SHORT TASK -
From the listing below, select every line where the word "React" appears.

DATASET EXCERPT -

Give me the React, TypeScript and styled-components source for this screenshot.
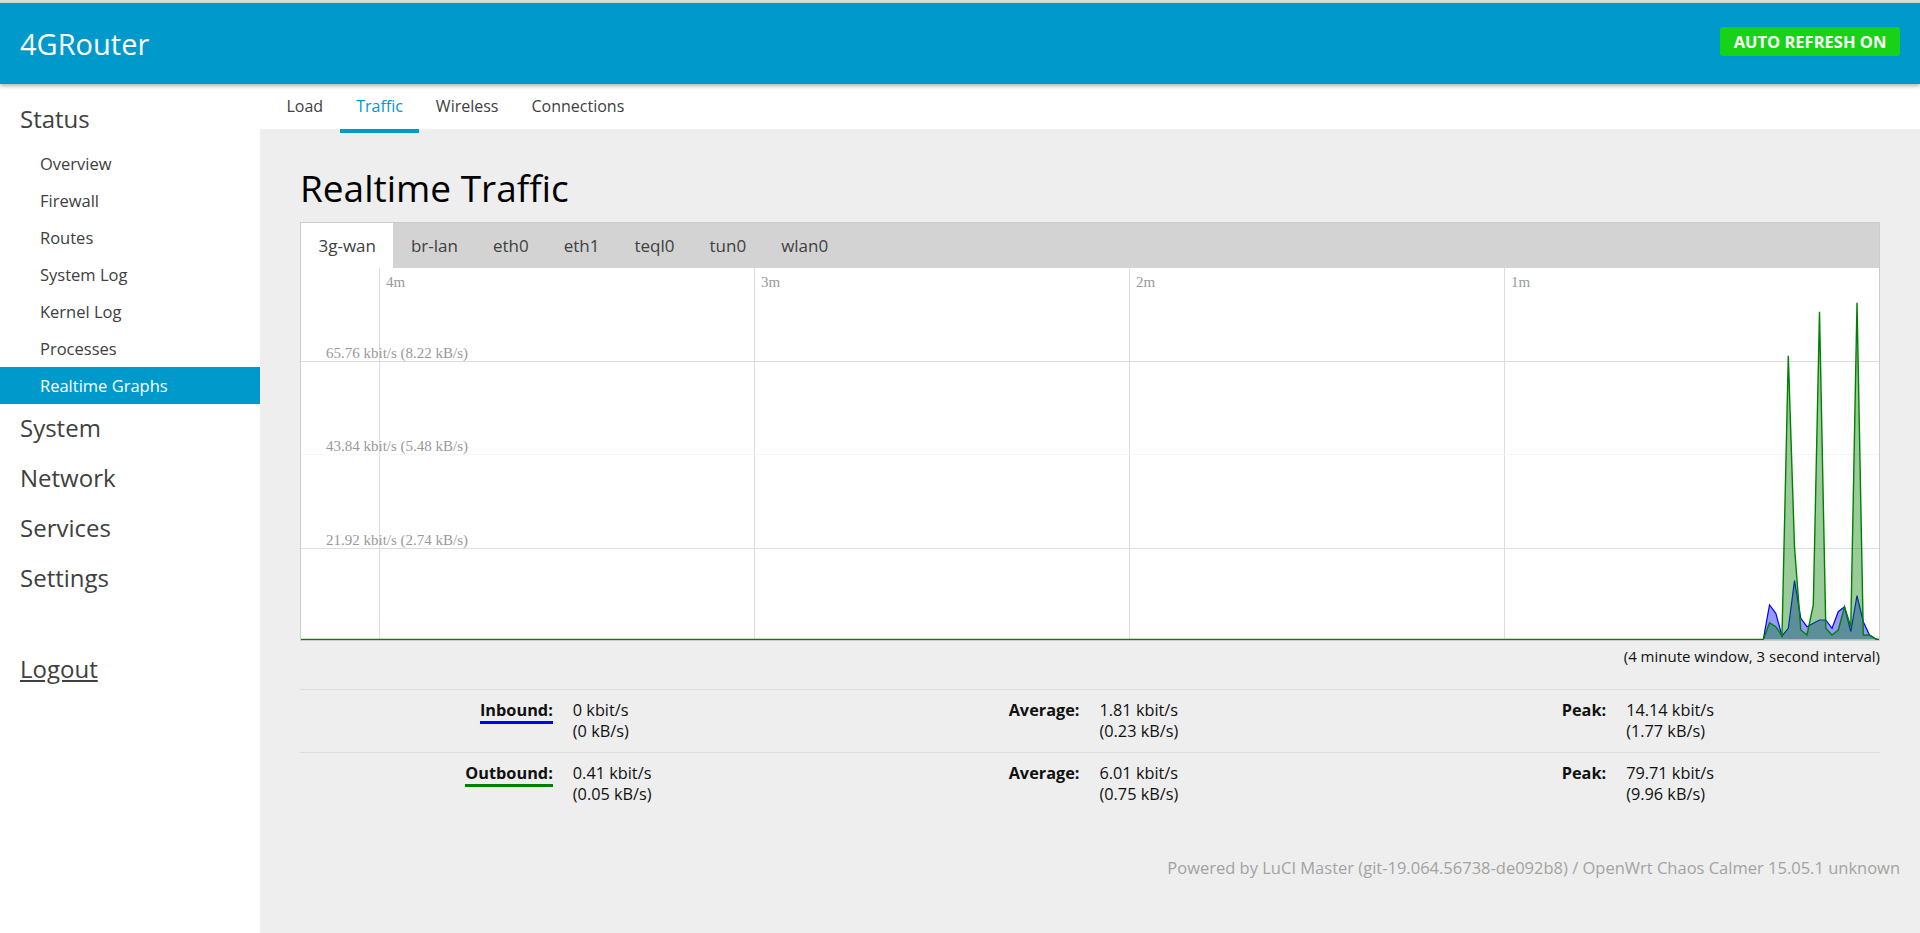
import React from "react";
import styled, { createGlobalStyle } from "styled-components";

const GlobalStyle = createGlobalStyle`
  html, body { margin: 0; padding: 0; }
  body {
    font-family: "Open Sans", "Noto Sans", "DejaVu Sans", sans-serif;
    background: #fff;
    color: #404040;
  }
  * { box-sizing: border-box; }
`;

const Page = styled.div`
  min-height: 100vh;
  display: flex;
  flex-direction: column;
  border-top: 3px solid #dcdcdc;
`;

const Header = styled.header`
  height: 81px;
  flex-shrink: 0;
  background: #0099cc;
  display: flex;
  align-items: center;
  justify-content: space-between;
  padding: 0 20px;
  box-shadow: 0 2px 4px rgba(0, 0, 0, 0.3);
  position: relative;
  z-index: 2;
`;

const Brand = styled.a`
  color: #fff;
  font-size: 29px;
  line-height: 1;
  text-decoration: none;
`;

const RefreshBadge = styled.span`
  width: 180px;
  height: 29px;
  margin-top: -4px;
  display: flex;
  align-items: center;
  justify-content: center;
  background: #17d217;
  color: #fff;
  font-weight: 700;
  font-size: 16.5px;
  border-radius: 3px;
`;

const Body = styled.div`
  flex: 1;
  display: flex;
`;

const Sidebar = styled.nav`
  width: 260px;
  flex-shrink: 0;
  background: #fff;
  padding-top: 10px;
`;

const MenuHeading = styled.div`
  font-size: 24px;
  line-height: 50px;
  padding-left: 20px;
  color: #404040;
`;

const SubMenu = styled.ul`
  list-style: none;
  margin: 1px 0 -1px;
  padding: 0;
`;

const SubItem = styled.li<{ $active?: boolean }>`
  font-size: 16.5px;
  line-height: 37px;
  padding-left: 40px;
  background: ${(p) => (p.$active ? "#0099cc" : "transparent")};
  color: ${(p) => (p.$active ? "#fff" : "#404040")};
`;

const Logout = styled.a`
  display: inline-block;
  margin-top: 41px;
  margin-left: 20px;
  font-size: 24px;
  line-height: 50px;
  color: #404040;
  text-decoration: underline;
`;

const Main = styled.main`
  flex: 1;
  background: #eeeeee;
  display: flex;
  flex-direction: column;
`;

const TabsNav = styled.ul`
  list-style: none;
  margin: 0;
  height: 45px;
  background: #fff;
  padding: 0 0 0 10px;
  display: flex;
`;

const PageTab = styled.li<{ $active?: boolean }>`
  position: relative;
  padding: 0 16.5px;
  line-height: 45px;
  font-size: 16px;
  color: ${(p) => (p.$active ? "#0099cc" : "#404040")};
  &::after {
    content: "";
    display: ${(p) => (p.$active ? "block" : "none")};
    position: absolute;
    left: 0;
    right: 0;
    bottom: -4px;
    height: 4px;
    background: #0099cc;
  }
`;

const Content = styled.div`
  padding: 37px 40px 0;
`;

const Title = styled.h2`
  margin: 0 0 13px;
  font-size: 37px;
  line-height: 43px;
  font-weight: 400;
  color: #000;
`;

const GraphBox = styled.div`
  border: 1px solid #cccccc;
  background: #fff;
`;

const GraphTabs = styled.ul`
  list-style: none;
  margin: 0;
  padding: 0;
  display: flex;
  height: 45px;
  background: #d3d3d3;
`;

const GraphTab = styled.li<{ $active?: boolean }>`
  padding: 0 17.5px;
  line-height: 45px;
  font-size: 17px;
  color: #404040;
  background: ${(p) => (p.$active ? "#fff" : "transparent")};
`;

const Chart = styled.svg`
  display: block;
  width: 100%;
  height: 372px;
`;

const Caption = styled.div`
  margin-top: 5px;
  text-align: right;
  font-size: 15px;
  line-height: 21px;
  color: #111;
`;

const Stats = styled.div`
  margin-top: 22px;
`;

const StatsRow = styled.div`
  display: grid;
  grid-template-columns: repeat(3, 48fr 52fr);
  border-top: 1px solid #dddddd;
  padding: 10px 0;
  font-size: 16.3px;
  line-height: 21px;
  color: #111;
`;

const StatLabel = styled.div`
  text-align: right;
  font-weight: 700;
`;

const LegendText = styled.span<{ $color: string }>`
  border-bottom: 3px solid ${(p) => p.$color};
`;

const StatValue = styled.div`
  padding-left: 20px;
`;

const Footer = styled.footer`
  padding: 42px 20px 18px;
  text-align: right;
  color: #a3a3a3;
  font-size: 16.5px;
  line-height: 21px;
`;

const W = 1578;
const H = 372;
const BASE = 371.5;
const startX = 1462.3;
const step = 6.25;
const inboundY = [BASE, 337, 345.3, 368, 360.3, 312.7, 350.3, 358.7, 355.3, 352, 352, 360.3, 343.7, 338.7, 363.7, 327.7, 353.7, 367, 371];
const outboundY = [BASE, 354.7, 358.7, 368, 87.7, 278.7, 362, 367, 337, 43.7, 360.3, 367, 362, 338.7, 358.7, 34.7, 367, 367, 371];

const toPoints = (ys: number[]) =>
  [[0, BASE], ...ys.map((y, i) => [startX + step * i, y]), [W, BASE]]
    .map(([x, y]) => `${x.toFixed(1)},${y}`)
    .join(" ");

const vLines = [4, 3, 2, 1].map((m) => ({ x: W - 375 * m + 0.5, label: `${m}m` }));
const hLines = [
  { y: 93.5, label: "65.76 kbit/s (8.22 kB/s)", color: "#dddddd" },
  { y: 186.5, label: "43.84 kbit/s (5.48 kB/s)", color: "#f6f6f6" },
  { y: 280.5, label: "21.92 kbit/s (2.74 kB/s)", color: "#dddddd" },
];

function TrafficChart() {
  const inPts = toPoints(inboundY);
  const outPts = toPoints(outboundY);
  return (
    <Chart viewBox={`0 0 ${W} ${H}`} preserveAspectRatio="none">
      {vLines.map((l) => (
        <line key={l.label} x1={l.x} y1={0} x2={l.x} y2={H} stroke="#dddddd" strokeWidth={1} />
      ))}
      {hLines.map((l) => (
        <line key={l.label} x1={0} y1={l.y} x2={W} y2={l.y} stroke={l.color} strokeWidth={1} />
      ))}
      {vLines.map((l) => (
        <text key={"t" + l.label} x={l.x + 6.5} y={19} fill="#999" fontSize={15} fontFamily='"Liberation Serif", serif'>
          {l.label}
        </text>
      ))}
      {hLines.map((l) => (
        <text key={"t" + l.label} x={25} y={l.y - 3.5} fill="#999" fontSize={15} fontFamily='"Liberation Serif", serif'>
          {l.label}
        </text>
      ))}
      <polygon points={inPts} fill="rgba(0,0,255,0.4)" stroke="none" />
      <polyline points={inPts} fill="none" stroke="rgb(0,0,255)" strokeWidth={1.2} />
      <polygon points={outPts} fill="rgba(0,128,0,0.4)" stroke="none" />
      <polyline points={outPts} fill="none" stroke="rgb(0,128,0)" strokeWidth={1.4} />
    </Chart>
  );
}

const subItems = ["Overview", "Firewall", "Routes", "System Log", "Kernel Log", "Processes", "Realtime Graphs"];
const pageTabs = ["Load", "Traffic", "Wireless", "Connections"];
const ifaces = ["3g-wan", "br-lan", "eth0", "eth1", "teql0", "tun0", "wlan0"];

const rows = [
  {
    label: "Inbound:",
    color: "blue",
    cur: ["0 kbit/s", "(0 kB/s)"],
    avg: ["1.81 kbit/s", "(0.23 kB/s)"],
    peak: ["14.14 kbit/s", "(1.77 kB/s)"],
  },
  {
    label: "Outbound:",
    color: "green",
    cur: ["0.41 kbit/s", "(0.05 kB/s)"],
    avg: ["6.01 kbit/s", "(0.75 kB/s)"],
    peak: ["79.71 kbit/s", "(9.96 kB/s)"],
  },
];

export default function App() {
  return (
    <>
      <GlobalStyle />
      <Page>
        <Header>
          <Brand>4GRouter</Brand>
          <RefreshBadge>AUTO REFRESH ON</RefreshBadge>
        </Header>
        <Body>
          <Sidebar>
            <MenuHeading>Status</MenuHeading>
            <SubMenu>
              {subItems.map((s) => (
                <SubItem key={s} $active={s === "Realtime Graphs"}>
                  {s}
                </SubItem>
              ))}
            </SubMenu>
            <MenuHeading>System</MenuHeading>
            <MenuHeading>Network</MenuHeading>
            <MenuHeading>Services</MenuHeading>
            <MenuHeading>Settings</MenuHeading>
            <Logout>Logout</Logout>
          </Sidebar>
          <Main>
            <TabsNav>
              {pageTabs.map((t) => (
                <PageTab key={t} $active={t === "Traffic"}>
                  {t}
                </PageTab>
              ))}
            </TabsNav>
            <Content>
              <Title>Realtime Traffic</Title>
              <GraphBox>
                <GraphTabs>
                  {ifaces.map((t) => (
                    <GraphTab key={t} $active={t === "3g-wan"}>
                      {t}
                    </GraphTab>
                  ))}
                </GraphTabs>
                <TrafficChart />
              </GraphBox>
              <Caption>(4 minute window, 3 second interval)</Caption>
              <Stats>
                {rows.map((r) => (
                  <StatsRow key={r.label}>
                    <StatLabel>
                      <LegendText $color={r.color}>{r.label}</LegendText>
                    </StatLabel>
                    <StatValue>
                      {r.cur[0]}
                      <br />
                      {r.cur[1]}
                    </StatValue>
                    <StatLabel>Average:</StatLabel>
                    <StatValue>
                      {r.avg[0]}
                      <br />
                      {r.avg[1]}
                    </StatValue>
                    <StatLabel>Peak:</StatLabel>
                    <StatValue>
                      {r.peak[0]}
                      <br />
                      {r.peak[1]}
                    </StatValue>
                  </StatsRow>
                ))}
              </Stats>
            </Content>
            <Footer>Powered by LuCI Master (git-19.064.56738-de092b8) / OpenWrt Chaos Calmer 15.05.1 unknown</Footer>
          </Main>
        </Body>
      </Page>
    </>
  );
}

IN RESPONSE -
Give me the React, TypeScript and styled-components source for this screenshot.
import React from "react";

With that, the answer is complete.